In terms of crisis management — and outbreaks of foodborne illness are increasingly contributing to the case study literature on crisis management — Odwalla responded appropriately. Company officials responded in a timely and compassionate fashion, initiating a complete recall and co-operating with authorities after a link was first made on Oct. 30 between their juice and illness. They issued timely and comprehensive press statements, and even opened a web site containing background information on both the company and E. coli O157:H7. Upon learning of Anna’s death, Steltenpohl issued a statement which said, “On behalf of myself and the people at Odwalla, I want to say how deeply saddened and sorry we are to learn of the loss of this child. Our hearts go out to the family and our primary concern at this moment is to see that we are doing everything we can to help them.”
For Odwalla, or any food firm to say it had no knowledge that E. coli O157 could survive in an acid environment is unacceptable. When one of us called this $60-million-a-year-company with the great public relations, to ask why they didn’t know that E. coli O157 was a risk in cider, it took over a day to return the call.
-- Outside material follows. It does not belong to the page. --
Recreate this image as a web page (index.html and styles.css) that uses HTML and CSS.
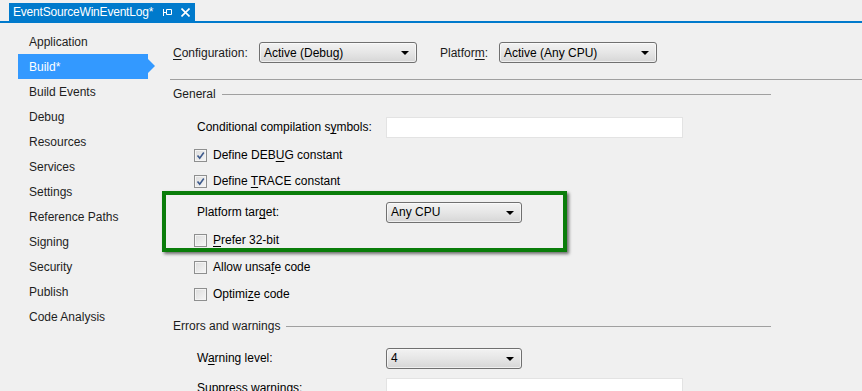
FILE: index.html
```html
<!DOCTYPE html>
<html lang="en">
<head>
  <meta charset="UTF-8" />
  <title>EventSourceWinEventLog - Build</title>
  <link rel="stylesheet" href="styles.css">
</head>
<body>

  <div class="tabstrip">
    <div class="tab">
      <span class="tab-title">EventSourceWinEventLog*</span>
      <svg class="pin" width="9" height="7" viewBox="0 0 9 7">
        <path d="M0.5 0v7M0.5 3.5h3M3.5 0.5h5v5h-5z" fill="none" stroke="#fff" stroke-width="1"/>
      </svg>
      <svg class="close" width="9" height="9" viewBox="0 0 9 9">
        <path d="M0.5 0.5l8 8M8.5 0.5l-8 8" stroke="#fff" stroke-width="1.6"/>
      </svg>
    </div>
  </div>

  <div class="layout">
    <nav class="sidenav">
      <a>Application</a>
      <a class="active">Build*</a>
      <a>Build Events</a>
      <a>Debug</a>
      <a>Resources</a>
      <a>Services</a>
      <a>Settings</a>
      <a>Reference Paths</a>
      <a>Signing</a>
      <a>Security</a>
      <a>Publish</a>
      <a>Code Analysis</a>
    </nav>

    <main class="panel">
      <div class="toolbar">
        <label class="config-label"><u>C</u>onfiguration:</label>
        <div class="select wide"><span>Active (Debug)</span><i class="caret"></i></div>
        <label class="platform-label">Platfor<u>m</u>:</label>
        <div class="select wide"><span>Active (Any CPU)</span><i class="caret"></i></div>
      </div>

      <section class="group">
        <div class="group-title"><span>General</span></div>

        <div class="row field mt-12">
          <label>Conditional compilation s<u>y</u>mbols:</label>
          <div class="textbox"></div>
        </div>
        <div class="row check mt-2">
          <span class="checkbox checked"><svg width="11" height="11" viewBox="0 0 11 11"><path d="M2.5 5.5l2.2 2.6L8.8 2.5" fill="none" stroke="#3d5a8c" stroke-width="1.6"/></svg></span>
          <span>Define DEB<u>U</u>G constant</span>
        </div>
        <div class="row check mt-0">
          <span class="checkbox checked"><svg width="11" height="11" viewBox="0 0 11 11"><path d="M2.5 5.5l2.2 2.6L8.8 2.5" fill="none" stroke="#3d5a8c" stroke-width="1.6"/></svg></span>
          <span>Define <u>T</u>RACE constant</span>
        </div>

        <div class="highlight">
          <div class="row field mt-5">
            <label>Platform tar<u>g</u>et:</label>
            <div class="select narrow"><span>Any CPU</span><i class="caret"></i></div>
          </div>
          <div class="row check mt-2">
            <span class="checkbox"></span>
            <span><u>P</u>refer 32-bit</span>
          </div>
        </div>

        <div class="row check mt-1">
          <span class="checkbox"></span>
          <span>Allow unsa<u>f</u>e code</span>
        </div>
        <div class="row check mt-1">
          <span class="checkbox"></span>
          <span>Optimi<u>z</u>e code</span>
        </div>
      </section>

      <section class="group errors">
        <div class="group-title"><span>Errors and warnings</span></div>

        <div class="row field mt-11">
          <label>W<u>a</u>rning level:</label>
          <div class="select narrow"><span>4</span><i class="caret"></i></div>
        </div>
        <div class="row field mt-4">
          <label>Suppress warnings:</label>
          <div class="textbox"></div>
        </div>
      </section>
    </main>
  </div>

</body>
</html>
```

FILE: styles.css
```css
body {
  margin: 0;
  background: #f0f0f0;
  font-family: "Liberation Sans", Arial, sans-serif;
  font-size: 12px;
  color: #1b1b1b;
  overflow: hidden;
}

u {
  text-decoration: underline;
  text-underline-offset: 2px;
}

/* document tab */
.tabstrip {
  padding: 3px 0 0 9px;
  border-bottom: 2px solid #007acc;
}

.tab {
  display: inline-flex;
  align-items: center;
  height: 18px;
  width: 186px;
  box-sizing: border-box;
  padding-left: 4px;
  background: #007acc;
  color: #fff;
}

.tab-title {
  width: 146px;
  letter-spacing: -0.2px;
}

.pin {
  margin-left: 4px;
}

.close {
  margin-left: 9px;
}

/* page layout */
.layout {
  display: flex;
}

.sidenav {
  width: 170px;
  flex-shrink: 0;
  padding-top: 6px;
}

.sidenav a {
  position: relative;
  display: flex;
  align-items: center;
  height: 25px;
  margin-left: 18px;
  width: 130px;
  padding-left: 11px;
  box-sizing: border-box;
  color: #1e1e1e;
}

.sidenav a.active {
  background: #3399ff;
  color: #fff;
}

.sidenav a.active::after {
  content: "";
  position: absolute;
  right: -7px;
  top: 5px;
  border-left: 7px solid #3399ff;
  border-top: 7px solid transparent;
  border-bottom: 7px solid transparent;
}

.panel {
  flex: 1;
}

/* configuration bar */
.toolbar {
  display: flex;
  align-items: center;
  padding: 19px 0 16px 3px;
  border-bottom: 1px solid #a0a0a0;
}

.config-label {
  width: 86px;
}

.platform-label {
  width: 59px;
  margin-left: 23px;
}

.select {
  position: relative;
  display: flex;
  align-items: center;
  height: 21px;
  box-sizing: border-box;
  padding-left: 4px;
  border: 1px solid #707070;
  border-radius: 3px;
  background: linear-gradient(#f2f2f2, #e6e6e6 50%, #d6d6d6);
  box-shadow: inset 0 0 0 1px rgba(255, 255, 255, 0.6);
  color: #000;
}

.select.wide {
  width: 158px;
}

.select.narrow {
  width: 136px;
}

.caret {
  position: absolute;
  right: 7px;
  top: 8px;
  border-top: 4px solid #000;
  border-left: 4px solid transparent;
  border-right: 4px solid transparent;
}

/* groups */
.group {
  width: 598px;
  margin-left: 3px;
}

.group-title {
  display: flex;
  align-items: center;
  height: 16px;
  margin-top: 6px;
}

.errors .group-title {
  margin-top: 11px;
}

.group-title::after {
  content: "";
  flex: 1;
  margin-left: 6px;
  border-top: 1px solid #a0a0a0;
}

.row {
  display: flex;
  align-items: center;
  height: 26px;
  color: #000;
}

.row.field {
  padding-left: 24px;
}

.row.field label {
  width: 189px;
}

.row.check {
  padding-left: 21px;
}

.mt-0 { margin-top: 0; }
.mt-1 { margin-top: 1px; }
.mt-2 { margin-top: 2px; }
.mt-4 { margin-top: 4px; }
.mt-5 { margin-top: 5px; }
.mt-11 { margin-top: 11px; }
.mt-12 { margin-top: 12px; }

.textbox {
  width: 297px;
  height: 21px;
  box-sizing: border-box;
  background: #fff;
  border: 1px solid #e3e3e3;
}

.checkbox {
  display: inline-flex;
  align-items: center;
  justify-content: center;
  width: 13px;
  height: 13px;
  box-sizing: border-box;
  margin-right: 6px;
  border: 1px solid #8e8f8f;
  background: linear-gradient(135deg, #dcdcdc, #f6f6f6);
  box-shadow: inset 0 0 0 1px #f4f4f4;
}

/* green annotation frame */
.highlight {
  position: relative;
}

.highlight::after {
  content: "";
  position: absolute;
  left: -11px;
  top: -8px;
  width: 405px;
  height: 61px;
  box-sizing: border-box;
  border: 4px solid #0a7d0a;
  box-shadow: 2px 2px 3px rgba(0, 0, 0, 0.55);
  pointer-events: none;
}
```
That’s a long time in crisis-management time. More galling was that the company spokeswoman said she had received my message, but that her phone mysteriously couldn’t call Canada that day.
Great public relations; lousy management. What this outbreak, along with cyclospora in fresh fruit in the spring of 1996 and dozens of others, demonstrates is that, vigilance, from farm to fork, is a mandatory requirement in a global food system. Risk assessment, management and communication must be interlinked to accommodate new scientific and public information. And that includes those funky and natural fruit juices.